To test local change, first you have to install Bazel, which powers the protobuf stub code generation. Check whether Bazel is installed and executable:
bazel --version
After installing Bazel, you can move to the cloned source directory.
pushd <your_source_dir>
TFX has many dependent family libraries like TensorFlow Data Validation and
TensorFlow Model Analysis. Sometimes, TFX uses their most recent API changes
before published. So it is safer to use nightly versions of those libraries when
you develop TFX. You have to set property depdendency using
TFX_DEPENDENCY_SELECTOR
environment variable, and supply our nightly package
index URL when installing TFX.
NOTE: Please use the latest version of
pip
(Possibly after 21.0) before running following commands. TFX works well with the new dependency resolver from TFX 0.30.0.pip install --upgrade pip
should upgrade pip.
You can install TFX source code in a virtual environment in editable (-e
)
mode, which will pick up your local changes immediately without re-installing
every time.
export TFX_DEPENDENCY_SELECTOR=NIGHTLY
# You might need to install additional packages to run all end-to-end tests.

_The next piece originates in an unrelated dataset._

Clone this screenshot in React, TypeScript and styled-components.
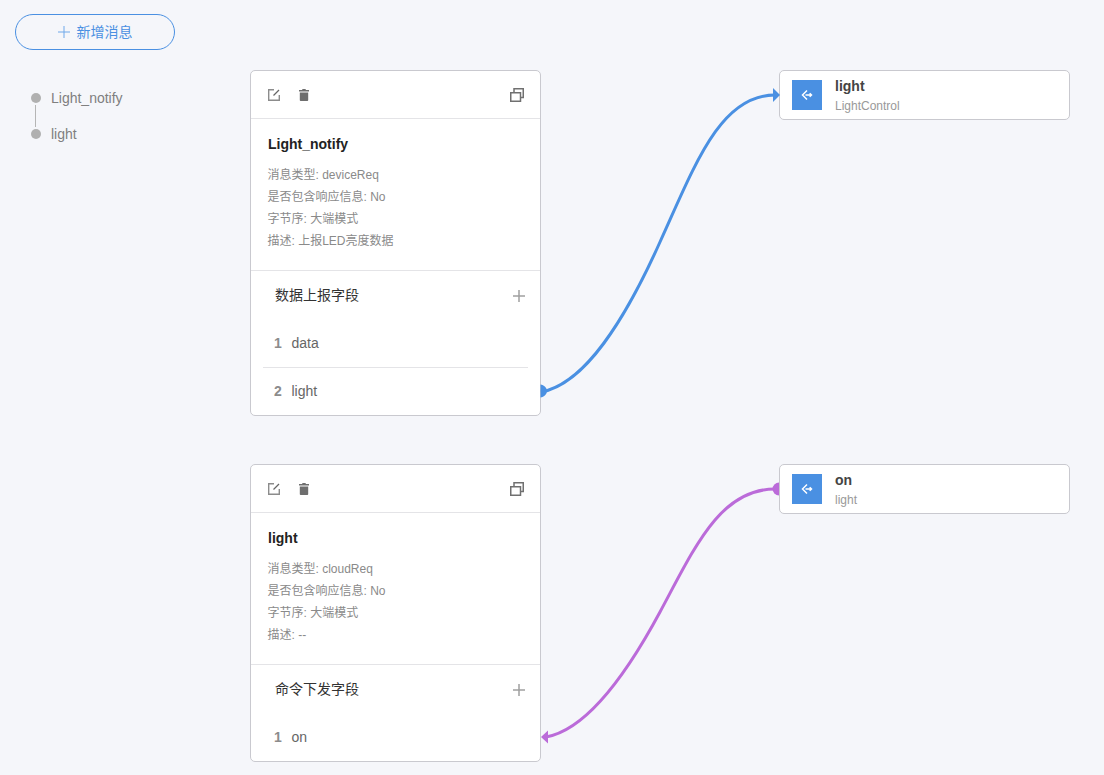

# To run all tests, use [test] extra requirements which includes all
# dependencies including airflow and kfp. If you want to test a specific
# orchestrator only, use [airflow] or [kfp]. (Beam and Local orchestators can
# be run without any extra dependency.) For example,
# $ pip install -e .[kfp] -i https://pypi-nightly.tensorflow.org/simple
pip install -e . -i https://pypi-nightly.tensorflow.org/simple
Alternatively, you can also build all TFX family libraries from github source although it takes quite long.
export TFX_DEPENDENCY_SELECTOR=GIT_MASTER
pip install -e .
You can read more description on our dependency definition.
Some end-to-end tests in TFX uses MySQL as a database for Apache Airflow
orchestrator. You might need to install mysql client libraries in your
environment. For example, if you runs tests on Debian/Ubuntu, following command
will install required library: sudo apt install libmysqlclient-dev
If you have a local change in .proto
files, you should re-generate the
protobuf stub code before using it with the following command. (This is
automatically invoked once when you first install tfx
in editable mode, but
further stub generation requires manual invocation of the following command.)
# In the tfx root directory
bazel run //build:gen_proto
At this point all unit tests are safe to run externaly. We are working on porting the end to end tests.
Each test can just be invoked with python
. To invoke all unit tests:
find . -name '*_test.py' | grep -v e2e | xargs -I {} python {}
All new / changed code should pass pylint linter. Use pylint to check lint errors before sending a pull request. TFX has a dedicated pylintrc.
pylint --rcfile <path_to_pylintrc> some_python.py
If your working directory is root of the tfx repository, you can omit --rcfile
flag. pylintrc in current directory will be used by default.
There are some existing issues especially with the lint tools. Googlers don't
use external tools like pylint, and the lint rules are a little bit
different. As a result, some existing code doesn't follow lint rule specified
in pylintrc
configuration file. So keep in mind that there might be existing
issues, and you don't need to fix lint errors in existing code. But don't let
them grow.
Each change being worked on internally will have a pending PR, which will be automatically closed once internal change is submitted. You are welcome to checkout the PR branch to observe the behavior.
External contributions can be submitted normally as a GitHub PR.
All submissions, including submissions by project members, require review. We use GitHub pull requests for this purpose. Consult GitHub Help for more information on using pull requests.
After a pull request is approved, we merge it. Note our merging process differs from GitHub in that we pull and submit the change into an internal version control system. This system automatically pushes a git commit to the GitHub repository (with credit to the original author) and closes the pull request.
It is recommended to reach out to TFX engineers to establish consensus on the tentative design before submitting PRs to us, as well as finding a potential reviewer.
For public PRs which do not have a preassigned reviewer, a TFX engineer will monitor them and perform initial triage within 5 business days. But such contributions should be trivial (i.e, documentation fixes).